- _OBJECTIVE_:
Extract each line of the data and write it out again exactly.

* * * *

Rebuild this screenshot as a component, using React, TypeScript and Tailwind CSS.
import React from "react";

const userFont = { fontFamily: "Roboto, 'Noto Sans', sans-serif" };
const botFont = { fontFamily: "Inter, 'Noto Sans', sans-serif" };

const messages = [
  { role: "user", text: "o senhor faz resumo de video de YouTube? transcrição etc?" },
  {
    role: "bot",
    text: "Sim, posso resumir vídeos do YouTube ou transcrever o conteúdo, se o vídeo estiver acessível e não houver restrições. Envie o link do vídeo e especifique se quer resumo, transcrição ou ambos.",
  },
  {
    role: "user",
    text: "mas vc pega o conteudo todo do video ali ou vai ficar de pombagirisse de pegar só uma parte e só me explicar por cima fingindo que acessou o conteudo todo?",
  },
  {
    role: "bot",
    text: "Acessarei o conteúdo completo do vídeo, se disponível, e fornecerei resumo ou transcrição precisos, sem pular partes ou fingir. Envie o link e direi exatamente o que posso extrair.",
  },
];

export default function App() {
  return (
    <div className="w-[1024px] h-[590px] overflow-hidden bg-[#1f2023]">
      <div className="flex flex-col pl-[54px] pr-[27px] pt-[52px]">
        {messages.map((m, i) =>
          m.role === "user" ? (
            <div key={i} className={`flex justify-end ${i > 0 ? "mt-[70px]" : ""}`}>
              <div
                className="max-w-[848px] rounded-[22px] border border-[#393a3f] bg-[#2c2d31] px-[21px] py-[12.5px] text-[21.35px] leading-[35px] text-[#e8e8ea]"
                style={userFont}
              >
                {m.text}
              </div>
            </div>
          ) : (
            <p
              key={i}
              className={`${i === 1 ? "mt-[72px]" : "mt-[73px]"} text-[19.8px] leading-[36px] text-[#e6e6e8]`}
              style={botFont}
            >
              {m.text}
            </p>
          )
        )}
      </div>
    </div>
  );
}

* * * *

- _FULL ANSWER_:
Rebuild this screenshot as a component, using React, TypeScript and Tailwind CSS.
import React from "react";

const userFont = { fontFamily: "Roboto, 'Noto Sans', sans-serif" };
const botFont = { fontFamily: "Inter, 'Noto Sans', sans-serif" };

const messages = [
  { role: "user", text: "o senhor faz resumo de video de YouTube? transcrição etc?" },
  {
    role: "bot",
    text: "Sim, posso resumir vídeos do YouTube ou transcrever o conteúdo, se o vídeo estiver acessível e não houver restrições. Envie o link do vídeo e especifique se quer resumo, transcrição ou ambos.",
  },
  {
    role: "user",
    text: "mas vc pega o conteudo todo do video ali ou vai ficar de pombagirisse de pegar só uma parte e só me explicar por cima fingindo que acessou o conteudo todo?",
  },
  {
    role: "bot",
    text: "Acessarei o conteúdo completo do vídeo, se disponível, e fornecerei resumo ou transcrição precisos, sem pular partes ou fingir. Envie o link e direi exatamente o que posso extrair.",
  },
];

export default function App() {
  return (
    <div className="w-[1024px] h-[590px] overflow-hidden bg-[#1f2023]">
      <div className="flex flex-col pl-[54px] pr-[27px] pt-[52px]">
        {messages.map((m, i) =>
          m.role === "user" ? (
            <div key={i} className={`flex justify-end ${i > 0 ? "mt-[70px]" : ""}`}>
              <div
                className="max-w-[848px] rounded-[22px] border border-[#393a3f] bg-[#2c2d31] px-[21px] py-[12.5px] text-[21.35px] leading-[35px] text-[#e8e8ea]"
                style={userFont}
              >
                {m.text}
              </div>
            </div>
          ) : (
            <p
              key={i}
              className={`${i === 1 ? "mt-[72px]" : "mt-[73px]"} text-[19.8px] leading-[36px] text-[#e6e6e8]`}
              style={botFont}
            >
              {m.text}
            </p>
          )
        )}
      </div>
    </div>
  );
}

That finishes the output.